## OBJECTIVE
Assemble all lines in which the string "index" appears.

## RECORDS SHOWN
○ ○ ○ ○ ○ ○ ○
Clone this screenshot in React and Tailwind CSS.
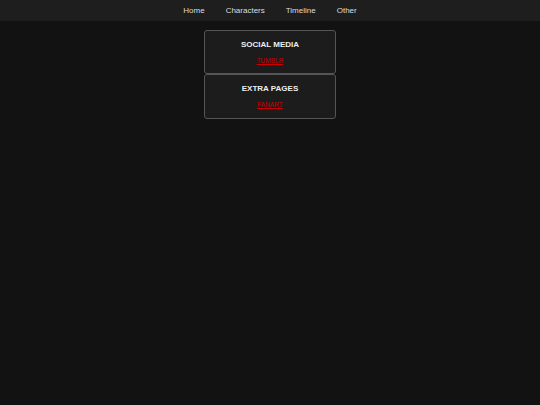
○ ○ ○ ○ ○ ○ ○
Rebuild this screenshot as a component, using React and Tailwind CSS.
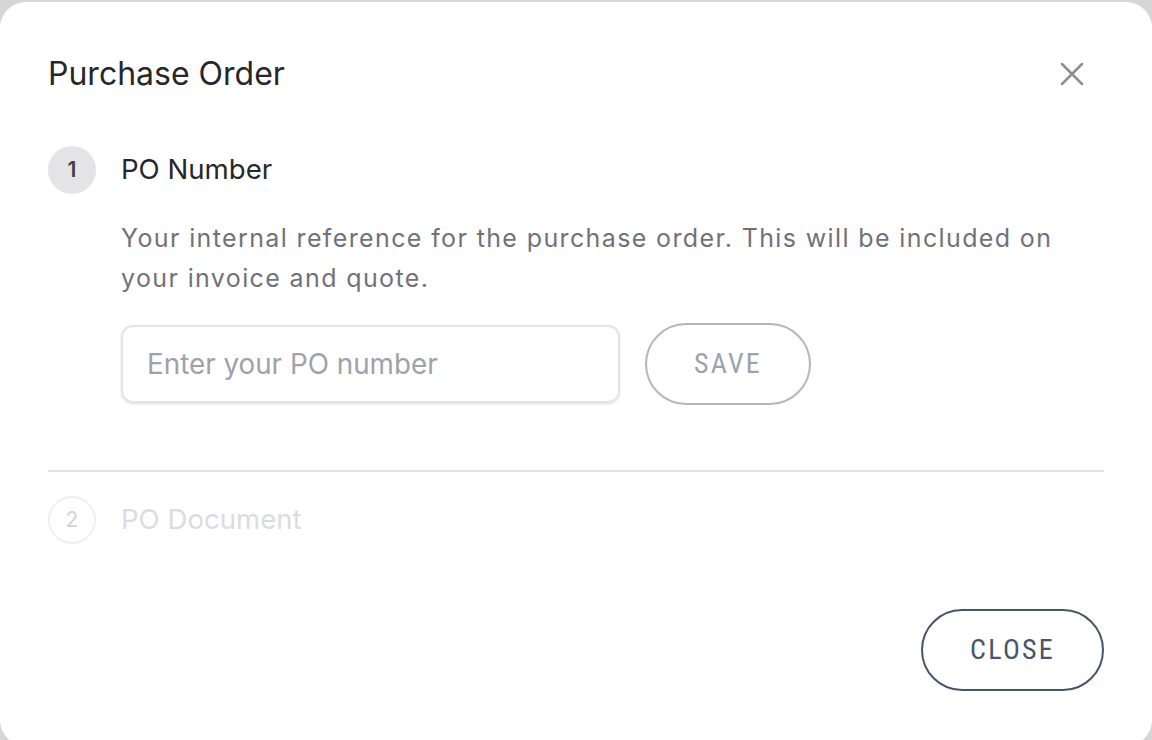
○ ○ ○ ○ ○ ○ ○
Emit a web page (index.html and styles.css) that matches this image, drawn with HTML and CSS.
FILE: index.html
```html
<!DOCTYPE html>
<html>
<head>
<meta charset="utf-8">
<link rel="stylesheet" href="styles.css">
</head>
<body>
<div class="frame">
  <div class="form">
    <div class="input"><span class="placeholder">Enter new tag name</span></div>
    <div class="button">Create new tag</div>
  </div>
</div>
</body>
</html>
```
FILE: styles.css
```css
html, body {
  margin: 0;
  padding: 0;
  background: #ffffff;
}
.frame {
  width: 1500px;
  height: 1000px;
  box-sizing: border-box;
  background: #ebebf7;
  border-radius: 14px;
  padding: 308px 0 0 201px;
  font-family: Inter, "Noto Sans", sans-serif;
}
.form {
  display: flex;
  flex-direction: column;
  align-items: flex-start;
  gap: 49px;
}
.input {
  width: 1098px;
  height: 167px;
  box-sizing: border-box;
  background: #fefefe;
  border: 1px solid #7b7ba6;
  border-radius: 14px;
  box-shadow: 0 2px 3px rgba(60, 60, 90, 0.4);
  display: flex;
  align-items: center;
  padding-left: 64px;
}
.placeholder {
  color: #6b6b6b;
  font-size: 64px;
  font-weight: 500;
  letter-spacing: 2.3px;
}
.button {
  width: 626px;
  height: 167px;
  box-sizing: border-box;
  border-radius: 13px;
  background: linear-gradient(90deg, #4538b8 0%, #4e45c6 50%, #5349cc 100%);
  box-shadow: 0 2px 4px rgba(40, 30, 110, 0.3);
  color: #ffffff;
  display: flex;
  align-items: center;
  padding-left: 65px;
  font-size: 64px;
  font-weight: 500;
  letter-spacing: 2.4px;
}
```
○ ○ ○ ○ ○ ○ ○
## RESULT FOR THIS EXERCISE
Emit a web page (index.html and styles.css) that matches this image, drawn with HTML and CSS.
FILE: index.html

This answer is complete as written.